1 There once was a saying, that if you give a man a fish, it would be okay, but if you teach him how to fish, that’s better, because what if he’s not hungry? The point being that fish don’t keep well, and just giving a guy a fish is creepy. It’s a metaphor.

2 With “aliens” and “FTL travel” being nos. 6 and 7, respectively.

3 While most people count starting from 1, scientists, like computers, count starting from 0. This is because of Newton’s Third Law of Motion, which states that “Every action has an equal and opposite reaction”. Science was a great leap forward in thought, so great that it pushed the first number back from 1 to 0 for those using it. The year 2012 is prophesied to bring about a similar leap in human understanding that is expected to push the first number to -1.

4 This can easily be verified at home by throwing metal objects through the air. Metals are attracted to magnets. A thrown coin (for example) will rise and fall in an arc called a parabola which traces the lines of magnetic force that Earth shoots out, starting at the North Pole and ending at the South Pole5. A thrown coin will always land south of where it originated. Non-metallic objects will fall following a similar path (though not always north-to-south) because gravity works in a similar way. The word parabola, incidentally, is a corruption of the phrase “pair o’ balls”, which was originally used to describe the shape made by stretching a circle out to encompass two smaller circles. The technical name for the resulting shape is eclipse. All curves found in nature can be described as a subsection of this shape, and are called conic sections after the most popular of them: the cone.

5 To some of my older readers, this may seem backwards. That’s because Earth’s magnetic field reverses (on average) every 250,000 years. Personally, I worry that rather than reversal of the magnetic poles, the next change may be from magnetism to electricity (now that we’ve unified the two), but many scientists think I worry too much. But imagine if there was lightning everywhere all the time! That would be… terrifying, to say the very least, and I plan to be amongst the first colonists on the moon to avoid the possibility. It’s not a chance I’m willing to take!

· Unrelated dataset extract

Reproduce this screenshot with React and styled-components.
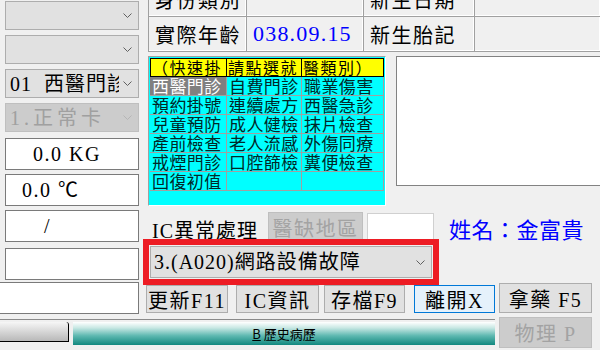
import React from "react";
import styled, { createGlobalStyle } from "styled-components";

const SERIF = `"Liberation Serif", "Noto Sans CJK TC", serif`;
const SANS = `"Noto Sans CJK TC", "Noto Sans", sans-serif`;

const GlobalStyle = createGlobalStyle`
  html, body {
    margin: 0;
    padding: 0;
    background: #f0f0f0;
  }
  body {
    font-family: ${SERIF};
  }
`;

const quickItems = [
  ["西醫門診", "自費門診", "職業傷害"],
  ["預約掛號", "連續處方", "西醫急診"],
  ["兒童預防", "成人健檢", "抹片檢查"],
  ["產前檢查", "老人流感", "外傷同療"],
  ["戒煙門診", "口腔篩檢", "糞便檢查"],
  ["回復初值", "", ""],
];

const Chevron = ({ $dim }) => (
  <ChevronSvg width="9" height="5" viewBox="0 0 9 5">
    <path
      d="M0.5 0.5 L4.5 4.5 L8.5 0.5"
      fill="none"
      stroke={$dim ? "#b5b5b5" : "#606060"}
      strokeWidth="1"
    />
  </ChevronSvg>
);

const App = () => {
  return (
    <React.Fragment>
      <GlobalStyle />
      <Page>
        <Upper>
          <LeftColumn>
            <Combo $mt={1}>
              <ComboText />
              <Chevron />
            </Combo>
            <Combo>
              <ComboText />
              <Chevron />
            </Combo>
            <Combo>
              <ComboText>{"01  西醫門診"}</ComboText>
              <Chevron />
            </Combo>
            <Combo $disabled>
              <ComboText $ls={4}>1.正常卡</ComboText>
              <Chevron $dim />
            </Combo>
            <TextBox $mt={6} $pl={27}>
              {"0.0 KG"}
            </TextBox>
            <TextBox $mt={4} $pl={16}>
              {"0.0 ℃"}
            </TextBox>
            <TextBox $mt={4} $pl={38}>
              /
            </TextBox>
            <TextBox $mt={6} />
          </LeftColumn>

          <RightPanel>
            <InfoTable>
              <InfoCell>身份類別</InfoCell>
              <InfoCell />
              <InfoCell>新生日期</InfoCell>
              <InfoCell />
              <InfoCell>實際年齡</InfoCell>
              <InfoCell $value>038.09.15</InfoCell>
              <InfoCell>新生胎記</InfoCell>
              <InfoCell />
            </InfoTable>

            <Middle>
              <QuickBox>
                <QuickGrid>
                  <HeaderCell>（快速掛</HeaderCell>
                  <HeaderCell>請點選就</HeaderCell>
                  <HeaderCell>醫類別）</HeaderCell>
                  {quickItems.map((row, r) =>
                    row.map((label, c) => (
                      <QuickCell key={`${r}-${c}`} $selected={r === 0 && c === 0}>
                        {label}
                      </QuickCell>
                    ))
                  )}
                </QuickGrid>
              </QuickBox>
              <NotesBox />
            </Middle>

            <IcRow>
              <IcLabel>IC異常處理</IcLabel>
              <Button $w={95} $h={31} $ml={10} $disabled>
                醫缺地區
              </Button>
              <SmallInput />
              <NameLabel>姓名：金富貴</NameLabel>
            </IcRow>

            <AlertCombo>
              <ComboText>3.(A020)網路設備故障</ComboText>
              <Chevron />
            </AlertCombo>
          </RightPanel>
        </Upper>

        <Lower>
          <LowerMain>
            <ActionRow>
              <WideTextBox />
              <Button $w={82} $ml={7}>更新F11</Button>
              <Button $w={83} $ml={8}>IC資訊</Button>
              <Button $w={81} $ml={5}>存檔F9</Button>
              <Button $w={81} $ml={9} $focused>
                離開X
              </Button>
            </ActionRow>
            <TabStrip>
              <BlankTab />
              <ActiveTab>
                <span>
                  <u>B</u> 歷史病歷
                </span>
              </ActiveTab>
            </TabStrip>
          </LowerMain>
          <SideButtons>
            <Button $w={93} $h={30} $ml={4}>
              {"拿藥 F5"}
            </Button>
            <Button $w={93} $h={31} $ml={4} $disabled>
              {"物理 P"}
            </Button>
          </SideButtons>
        </Lower>
      </Page>
    </React.Fragment>
  );
};

export default App;

const Page = styled.div`
  width: 600px;
  height: 350px;
  overflow: hidden;
  background: #f0f0f0;
  display: flex;
  flex-direction: column;
  color: #000000;
`;

const Upper = styled.div`
  display: grid;
  grid-template-columns: 148px 452px;
  height: 282px;
`;

const LeftColumn = styled.div`
  display: flex;
  flex-direction: column;
  padding-left: 5px;
  width: 134px;
`;

const Combo = styled.div`
  box-sizing: border-box;
  height: 29px;
  margin-top: ${(p) => (p.$mt !== undefined ? p.$mt : 5)}px;
  display: flex;
  align-items: center;
  padding: 0 6px 0 4px;
  background: ${(p) => (p.$disabled ? "#cccccc" : "#e1e1e1")};
  border: 1px solid ${(p) => (p.$disabled ? "#bfbfbf" : "#adadad")};
  color: ${(p) => (p.$disabled ? "#a0a0a0" : "#000000")};
`;

const ComboText = styled.div`
  flex: 1;
  overflow: hidden;
  white-space: pre;
  font-size: 20px;
  line-height: 24px;
  letter-spacing: ${(p) => (p.$ls !== undefined ? p.$ls : 1)}px;
`;

const ChevronSvg = styled.svg`
  flex: none;
  margin-left: 4px;
  display: block;
`;

const TextBox = styled.div`
  box-sizing: border-box;
  height: 32px;
  margin-top: ${(p) => p.$mt || 0}px;
  padding-left: ${(p) => p.$pl || 0}px;
  background: #ffffff;
  border: 1px solid #7a7a7a;
  font-size: 20px;
  line-height: 30px;
  letter-spacing: 1.5px;
  white-space: pre;
`;

const RightPanel = styled.div`
  display: flex;
  flex-direction: column;
`;

const InfoTable = styled.div`
  margin-top: -17px;
  display: grid;
  grid-template-columns: 98px 117px 111px 126px;
  grid-template-rows: 34px 35px;
  border-left: 1px solid #a0a0a0;
  box-sizing: border-box;
`;

const InfoCell = styled.div`
  box-sizing: border-box;
  display: flex;
  align-items: center;
  padding-left: 6px;
  border-right: 1px solid #a0a0a0;
  border-bottom: 1px solid #a0a0a0;
  box-shadow: inset -1px -1px 0 #ffffff;
  font-size: ${(p) => (p.$value ? 22 : 20)}px;
  letter-spacing: ${(p) => (p.$value ? 1.2 : 1.5)}px;
  color: ${(p) => (p.$value ? "#0000ff" : "#000000")};
  white-space: nowrap;
`;

const Middle = styled.div`
  display: flex;
  align-items: flex-start;
  margin-top: 4px;
`;

const QuickBox = styled.div`
  box-sizing: border-box;
  width: 238px;
  height: 150px;
  padding: 1px;
  background: #00ffff;
  border: 1px solid;
  border-color: #a0a0a0 #ffffff #ffffff #a0a0a0;
`;

const QuickGrid = styled.div`
  display: grid;
  grid-template-columns: 77px 75px 82px;
  grid-auto-rows: 19px;
`;

const HeaderCell = styled.div`
  box-sizing: border-box;
  background: #ffff00;
  border: 1px solid #000000;
  border-left-width: 0;
  &:first-child {
    border-left-width: 1px;
  }
  font-family: ${SANS};
  font-size: 16px;
  line-height: 17px;
  letter-spacing: 1.5px;
  padding-left: 1px;
  white-space: nowrap;
  overflow: hidden;
`;

const QuickCell = styled.div`
  box-sizing: border-box;
  border-right: 1px solid #a0a0a0;
  border-bottom: 1px solid #a0a0a0;
  background: ${(p) => (p.$selected ? "#808080" : "transparent")};
  color: ${(p) => (p.$selected ? "#ffffff" : "#002828")};
  font-family: ${SANS};
  font-size: 17px;
  line-height: 18px;
  letter-spacing: 0.4px;
  padding-left: 2px;
  white-space: nowrap;
  overflow: hidden;
`;

const NotesBox = styled.div`
  box-sizing: border-box;
  width: 206px;
  height: 130px;
  margin-left: 10px;
  background: #ffffff;
  border: 1px solid #828282;
  border-right: none;
`;

const IcRow = styled.div`
  display: flex;
  align-items: flex-start;
  margin-top: 6px;
  height: 32px;
`;

const IcLabel = styled.div`
  margin-left: 4px;
  margin-top: 7px;
  font-size: 20px;
  line-height: 24px;
  letter-spacing: 1px;
  white-space: nowrap;
`;

const Button = styled.div`
  box-sizing: border-box;
  flex: none;
  width: ${(p) => p.$w}px;
  height: ${(p) => p.$h || 28}px;
  margin-left: ${(p) => p.$ml || 0}px;
  display: flex;
  align-items: center;
  justify-content: center;
  white-space: pre;
  font-size: 20px;
  letter-spacing: 1.5px;
  background: ${(p) =>
    p.$disabled ? "#cccccc" : p.$focused ? "#e5f1fb" : "#e1e1e1"};
  border: 1px solid
    ${(p) => (p.$disabled ? "#bfbfbf" : p.$focused ? "#0078d7" : "#adadad")};
  color: ${(p) => (p.$disabled ? "#a3a3a3" : "#000000")};
`;

const SmallInput = styled.div`
  box-sizing: border-box;
  width: 67px;
  height: 31px;
  margin: 1px 0 0 4px;
  background: #ffffff;
  border: 1px solid #d0d0d0;
`;

const NameLabel = styled.div`
  margin-left: 15px;
  margin-top: 5px;
  font-size: 22px;
  line-height: 28px;
  letter-spacing: 0.5px;
  color: #0000ff;
  white-space: nowrap;
`;

const AlertCombo = styled(Combo)`
  width: 282px;
  height: 32px;
  margin: 2px 0 0 2px;
  padding: 0 6px 0 3px;
  outline: 6px solid #ed1c24;
  outline-offset: 1px;
`;

const Lower = styled.div`
  display: grid;
  grid-template-columns: 495px 105px;
`;

const LowerMain = styled.div`
  display: flex;
  flex-direction: column;
`;

const ActionRow = styled.div`
  display: flex;
  align-items: flex-start;
  height: 32px;
  & > div + div {
    margin-top: 3px;
  }
`;

const WideTextBox = styled.div`
  box-sizing: border-box;
  width: 141px;
  height: 32px;
  margin-left: -1px;
  background: #ffffff;
  border: 1px solid #7a7a7a;
`;

const TabStrip = styled.div`
  display: flex;
  align-items: flex-start;
  margin-top: 5px;
  padding-top: 2px;
  border-top: 1px solid #8a8a8a;
  height: 26px;
`;

const BlankTab = styled.div`
  box-sizing: border-box;
  width: 69px;
  height: 20px;
  background: linear-gradient(#f6f6f6, #b8b8b8);
  border-right: 1px solid #000000;
  border-bottom: 1px solid #000000;
  border-top-right-radius: 3px;
`;

const ActiveTab = styled.div`
  flex: 1;
  margin-left: 4px;
  height: 23px;
  display: flex;
  align-items: center;
  justify-content: center;
  font-family: ${SANS};
  font-size: 13px;
  color: #000000;
  white-space: pre;
  background: linear-gradient(
    #ffffff 0%,
    #c9e8e4 25%,
    #5db8b0 60%,
    #12887f 100%
  );
`;

const SideButtons = styled.div`
  display: flex;
  flex-direction: column;
  gap: 4px;
  padding-top: 1px;
`;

6 Some students get confused by this because they have been told that gravity’s acceleration is constant regardless of mass. This is true… but only in a vacuum. In schools they show a video of a brick and a feather being dropped in a vacuum, falling at the same rate, and hitting the ground at the same instant. This is a real effect, but it is not due to gravity. In a vacuum, without air resistance, everything moves at the same speed—the speed of light (c)—regardless of acceleration. (In space, those bop bags are easily bested.) But in Earth’s atmosphere, things can move at any speed (less than c), as evident in the proliferation of different speed limits you see when driving in your automobile.

About Renophaston
Renophaston is Kris, but after another manner.

3 Responses to “HTF?” with Dr. Kris #2: I can has sientifik methd?

  1. stert says:

    Dear Dr. Phil,

    I have a very impotent question! I’ve been a born again christian my whole life, and i’ve been taught that i’m a christian because it is better than science, but the way you expain things (science) is a lot like the way my teachers explain things at my church! Are my church and parents secretly teaching me science!? Are they going to go to hell? What should I do about it?!

    Sincerely,
    Sleepless in Seatle.

  2. renophaston says:

    Dear Dr. Phil,

    Occasionally, someone will ask a question in the comments which deserves a post of its own in response. As yours isn’t one of those, I will answer it here, where no one will see the answer:

    It is a common myth that science and religion are incompatible, but in fact, they cannot exist without each other! It’s like oil and water, or, if you’ll pardon the pun, like God and Satan! What’s God without Satan? It’s impossible to know. Same with science. And it’s no coincidence that Satan and science start with the same letter. They’re obviously brothers. Twin brothers, even. Obviously. Which makes God science’s uncle. (I should really post a map of the Divine Family tree sometime…) But of course, family members should not have sex, and that’s why they can’t teach science in church. If your church is telling you things you suspect to be true, you have to report them to the NSA, who will torture them until they are dead (inside). You should also CC Jesus.

    I hope that answers your question.

  3. Madame Curious says:

    [Ramble alert!]
    Interestingly (to me), as I was reading Dr. Kris #2 (like reading tea leaves! HA!), actually I was reading and thinking and then reading and thinking creating a sort of reading thinking pattern, and during one of the thinking episodes I was thinking, ‘Man, I hope this guy doesn’t become a religion, or do I?’ (Sometimes I question my thinking. Usually I don’t though.) And after rereading what I just wrote, I’m thinking, ‘Can a guy become a religion?’ But I decided to read the comments before posting my comment and that’s where I saw that someone else’s, namely Stert in Seattle’s, brain was also tickled by the religion feather. So if you do start a religion, will that give you tax exemption powers?
    MC
    PS Thanks for making science fun again. More like fun “ny”!